# GOAL:
All of the data that follows should be retyped exactly, please, except the pictures.

* start DATA SHOWN *

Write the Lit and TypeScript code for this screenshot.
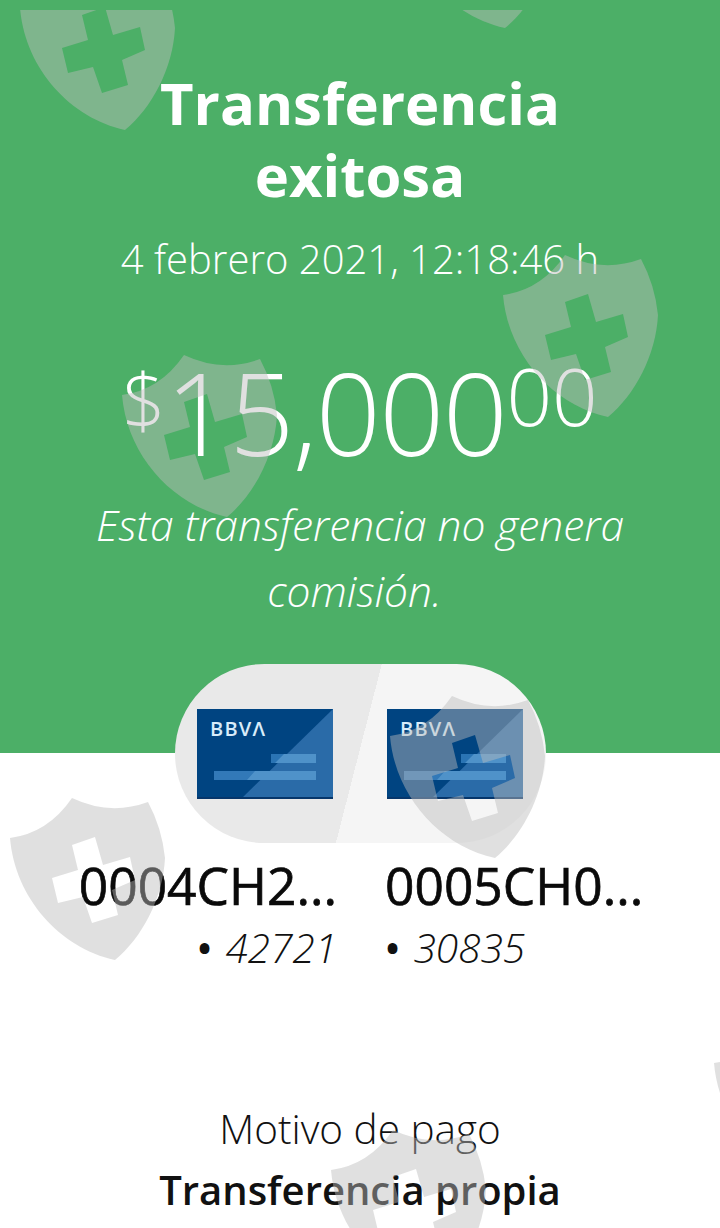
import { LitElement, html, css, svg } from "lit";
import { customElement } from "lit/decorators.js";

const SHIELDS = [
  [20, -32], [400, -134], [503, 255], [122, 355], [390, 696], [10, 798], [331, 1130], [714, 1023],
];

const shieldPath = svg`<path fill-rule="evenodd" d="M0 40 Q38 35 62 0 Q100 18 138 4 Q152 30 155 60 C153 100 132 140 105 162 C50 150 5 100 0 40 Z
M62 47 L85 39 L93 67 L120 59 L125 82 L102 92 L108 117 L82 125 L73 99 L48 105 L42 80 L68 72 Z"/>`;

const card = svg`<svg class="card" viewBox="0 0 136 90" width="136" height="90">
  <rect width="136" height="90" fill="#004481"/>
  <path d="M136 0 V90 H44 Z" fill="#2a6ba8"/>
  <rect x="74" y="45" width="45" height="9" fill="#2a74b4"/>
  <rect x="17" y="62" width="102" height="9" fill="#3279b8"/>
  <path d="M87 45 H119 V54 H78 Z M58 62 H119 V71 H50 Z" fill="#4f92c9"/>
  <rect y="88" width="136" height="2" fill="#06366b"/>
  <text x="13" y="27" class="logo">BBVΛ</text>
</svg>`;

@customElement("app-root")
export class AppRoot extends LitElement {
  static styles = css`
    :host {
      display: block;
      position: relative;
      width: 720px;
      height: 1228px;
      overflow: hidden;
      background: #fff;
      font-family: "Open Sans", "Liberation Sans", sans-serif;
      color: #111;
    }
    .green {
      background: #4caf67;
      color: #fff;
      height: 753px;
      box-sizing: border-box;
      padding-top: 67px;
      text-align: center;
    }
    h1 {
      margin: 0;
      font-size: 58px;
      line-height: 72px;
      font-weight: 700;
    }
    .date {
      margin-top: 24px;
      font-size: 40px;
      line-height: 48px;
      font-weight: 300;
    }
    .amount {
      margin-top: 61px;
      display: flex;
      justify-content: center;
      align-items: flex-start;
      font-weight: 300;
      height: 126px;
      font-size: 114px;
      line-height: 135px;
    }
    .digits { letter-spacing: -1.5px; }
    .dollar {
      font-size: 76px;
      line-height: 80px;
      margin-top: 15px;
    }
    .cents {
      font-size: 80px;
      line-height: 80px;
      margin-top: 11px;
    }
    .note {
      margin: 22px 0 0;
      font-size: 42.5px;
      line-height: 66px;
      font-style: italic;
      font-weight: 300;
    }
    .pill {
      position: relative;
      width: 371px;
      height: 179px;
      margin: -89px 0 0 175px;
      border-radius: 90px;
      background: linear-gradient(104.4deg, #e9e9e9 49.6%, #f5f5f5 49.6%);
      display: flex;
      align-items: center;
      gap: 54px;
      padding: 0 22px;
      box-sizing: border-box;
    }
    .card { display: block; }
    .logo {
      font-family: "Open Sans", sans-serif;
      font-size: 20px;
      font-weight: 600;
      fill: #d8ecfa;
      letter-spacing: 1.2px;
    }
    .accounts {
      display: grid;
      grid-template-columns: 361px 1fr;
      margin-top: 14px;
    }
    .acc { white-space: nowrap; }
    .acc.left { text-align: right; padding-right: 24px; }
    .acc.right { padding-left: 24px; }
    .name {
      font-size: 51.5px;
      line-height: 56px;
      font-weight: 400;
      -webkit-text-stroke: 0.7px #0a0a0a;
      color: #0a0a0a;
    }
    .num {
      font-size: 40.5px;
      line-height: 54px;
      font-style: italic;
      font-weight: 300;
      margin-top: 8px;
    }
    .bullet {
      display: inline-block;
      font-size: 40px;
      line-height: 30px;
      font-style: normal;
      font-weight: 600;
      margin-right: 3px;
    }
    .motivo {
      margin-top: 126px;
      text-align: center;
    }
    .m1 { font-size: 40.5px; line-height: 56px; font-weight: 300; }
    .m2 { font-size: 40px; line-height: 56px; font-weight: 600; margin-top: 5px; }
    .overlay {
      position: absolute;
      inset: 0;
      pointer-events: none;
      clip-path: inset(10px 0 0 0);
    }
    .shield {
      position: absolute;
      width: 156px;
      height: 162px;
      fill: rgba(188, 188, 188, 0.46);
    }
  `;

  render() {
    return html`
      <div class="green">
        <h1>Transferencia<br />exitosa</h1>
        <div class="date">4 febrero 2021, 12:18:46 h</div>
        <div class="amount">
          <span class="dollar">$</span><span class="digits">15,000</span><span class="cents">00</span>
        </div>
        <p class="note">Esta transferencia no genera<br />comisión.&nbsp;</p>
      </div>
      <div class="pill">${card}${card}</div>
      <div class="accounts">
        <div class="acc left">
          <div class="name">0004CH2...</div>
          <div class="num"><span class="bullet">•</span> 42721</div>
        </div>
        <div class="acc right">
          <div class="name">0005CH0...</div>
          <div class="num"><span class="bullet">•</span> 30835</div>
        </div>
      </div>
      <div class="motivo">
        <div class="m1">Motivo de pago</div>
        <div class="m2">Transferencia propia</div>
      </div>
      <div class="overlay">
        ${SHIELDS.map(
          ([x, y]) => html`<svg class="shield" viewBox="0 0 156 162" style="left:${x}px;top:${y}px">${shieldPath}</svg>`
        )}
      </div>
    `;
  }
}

* end DATA SHOWN *

# THE SOLUTION:
Write the Lit and TypeScript code for this screenshot.
import { LitElement, html, css, svg } from "lit";
import { customElement } from "lit/decorators.js";

const SHIELDS = [
  [20, -32], [400, -134], [503, 255], [122, 355], [390, 696], [10, 798], [331, 1130], [714, 1023],
];

const shieldPath = svg`<path fill-rule="evenodd" d="M0 40 Q38 35 62 0 Q100 18 138 4 Q152 30 155 60 C153 100 132 140 105 162 C50 150 5 100 0 40 Z
M62 47 L85 39 L93 67 L120 59 L125 82 L102 92 L108 117 L82 125 L73 99 L48 105 L42 80 L68 72 Z"/>`;

const card = svg`<svg class="card" viewBox="0 0 136 90" width="136" height="90">
  <rect width="136" height="90" fill="#004481"/>
  <path d="M136 0 V90 H44 Z" fill="#2a6ba8"/>
  <rect x="74" y="45" width="45" height="9" fill="#2a74b4"/>
  <rect x="17" y="62" width="102" height="9" fill="#3279b8"/>
  <path d="M87 45 H119 V54 H78 Z M58 62 H119 V71 H50 Z" fill="#4f92c9"/>
  <rect y="88" width="136" height="2" fill="#06366b"/>
  <text x="13" y="27" class="logo">BBVΛ</text>
</svg>`;

@customElement("app-root")
export class AppRoot extends LitElement {
  static styles = css`
    :host {
      display: block;
      position: relative;
      width: 720px;
      height: 1228px;
      overflow: hidden;
      background: #fff;
      font-family: "Open Sans", "Liberation Sans", sans-serif;
      color: #111;
    }
    .green {
      background: #4caf67;
      color: #fff;
      height: 753px;
      box-sizing: border-box;
      padding-top: 67px;
      text-align: center;
    }
    h1 {
      margin: 0;
      font-size: 58px;
      line-height: 72px;
      font-weight: 700;
    }
    .date {
      margin-top: 24px;
      font-size: 40px;
      line-height: 48px;
      font-weight: 300;
    }
    .amount {
      margin-top: 61px;
      display: flex;
      justify-content: center;
      align-items: flex-start;
      font-weight: 300;
      height: 126px;
      font-size: 114px;
      line-height: 135px;
    }
    .digits { letter-spacing: -1.5px; }
    .dollar {
      font-size: 76px;
      line-height: 80px;
      margin-top: 15px;
    }
    .cents {
      font-size: 80px;
      line-height: 80px;
      margin-top: 11px;
    }
    .note {
      margin: 22px 0 0;
      font-size: 42.5px;
      line-height: 66px;
      font-style: italic;
      font-weight: 300;
    }
    .pill {
      position: relative;
      width: 371px;
      height: 179px;
      margin: -89px 0 0 175px;
      border-radius: 90px;
      background: linear-gradient(104.4deg, #e9e9e9 49.6%, #f5f5f5 49.6%);
      display: flex;
      align-items: center;
      gap: 54px;
      padding: 0 22px;
      box-sizing: border-box;
    }
    .card { display: block; }
    .logo {
      font-family: "Open Sans", sans-serif;
      font-size: 20px;
      font-weight: 600;
      fill: #d8ecfa;
      letter-spacing: 1.2px;
    }
    .accounts {
      display: grid;
      grid-template-columns: 361px 1fr;
      margin-top: 14px;
    }
    .acc { white-space: nowrap; }
    .acc.left { text-align: right; padding-right: 24px; }
    .acc.right { padding-left: 24px; }
    .name {
      font-size: 51.5px;
      line-height: 56px;
      font-weight: 400;
      -webkit-text-stroke: 0.7px #0a0a0a;
      color: #0a0a0a;
    }
    .num {
      font-size: 40.5px;
      line-height: 54px;
      font-style: italic;
      font-weight: 300;
      margin-top: 8px;
    }
    .bullet {
      display: inline-block;
      font-size: 40px;
      line-height: 30px;
      font-style: normal;
      font-weight: 600;
      margin-right: 3px;
    }
    .motivo {
      margin-top: 126px;
      text-align: center;
    }
    .m1 { font-size: 40.5px; line-height: 56px; font-weight: 300; }
    .m2 { font-size: 40px; line-height: 56px; font-weight: 600; margin-top: 5px; }
    .overlay {
      position: absolute;
      inset: 0;
      pointer-events: none;
      clip-path: inset(10px 0 0 0);
    }
    .shield {
      position: absolute;
      width: 156px;
      height: 162px;
      fill: rgba(188, 188, 188, 0.46);
    }
  `;

  render() {
    return html`
      <div class="green">
        <h1>Transferencia<br />exitosa</h1>
        <div class="date">4 febrero 2021, 12:18:46 h</div>
        <div class="amount">
          <span class="dollar">$</span><span class="digits">15,000</span><span class="cents">00</span>
        </div>
        <p class="note">Esta transferencia no genera<br />comisión.&nbsp;</p>
      </div>
      <div class="pill">${card}${card}</div>
      <div class="accounts">
        <div class="acc left">
          <div class="name">0004CH2...</div>
          <div class="num"><span class="bullet">•</span> 42721</div>
        </div>
        <div class="acc right">
          <div class="name">0005CH0...</div>
          <div class="num"><span class="bullet">•</span> 30835</div>
        </div>
      </div>
      <div class="motivo">
        <div class="m1">Motivo de pago</div>
        <div class="m2">Transferencia propia</div>
      </div>
      <div class="overlay">
        ${SHIELDS.map(
          ([x, y]) => html`<svg class="shield" viewBox="0 0 156 162" style="left:${x}px;top:${y}px">${shieldPath}</svg>`
        )}
      </div>
    `;
  }
}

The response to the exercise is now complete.